The Geneva Workshop on Innovations in Scholarly Communication
from 4-8 September 2023
Michigan State University
Kathleen Fitzpatrick is Director of Digital Humanities and Professor of English at Michigan State University, where she also directs MESH, a research and development unit focused on the future of scholarly communication. She is project director of Humanities Commons, an open-access, open-source network serving more than 30,000 scholars and practitioners across the humanities and around the world, and she is author of several books, including Generous Thinking: A Radical Approach to Saving the University (Johns Hopkins University Press, 2019) and Planned Obsolescence: Publishing, Technology, and the Future of the Academy (NYU Press, 2011). She is president of the board of directors of the Educopia Institute, and she is past president of the Association for Computers and the Humanities.

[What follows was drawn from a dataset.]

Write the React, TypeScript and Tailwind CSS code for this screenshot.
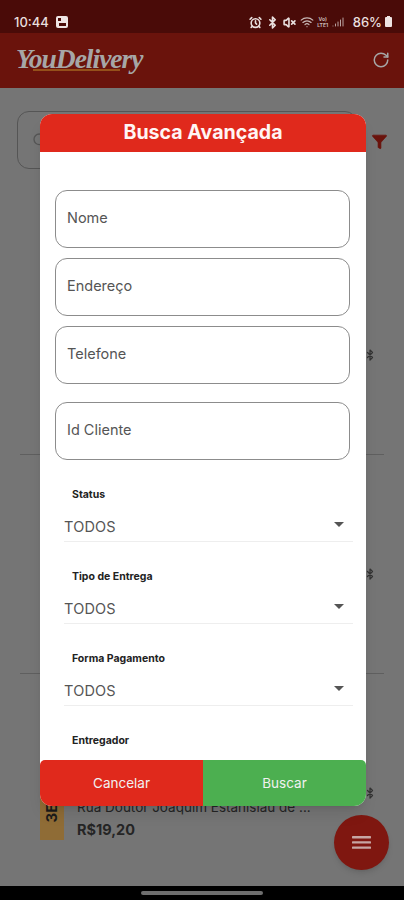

The many colors and flavors of open-access currently in circulation have obfuscated two key issues: first, that one of the originating goals of the open access movement was creating greater equity by reducing the stranglehold that extractive corporations have developed over scholarly publishing; and second, that the dominant OA publishing mechanisms that have since emerged have if anything reduced equity, by attaching high fees to the formats that allow publications to circulate most widely. If actually equitable scholarly communication is our goal, we need to begin again, rethinking our platforms and workflows -- and above all, the ownership and governance of those platforms and workflows -- to allow for more meaningful scholar-led practices. This presentation will focus on work being done by Humanities Commons to develop open, collective, equitable communication processes that can give all scholars agency over the ways that work in their fields circulates.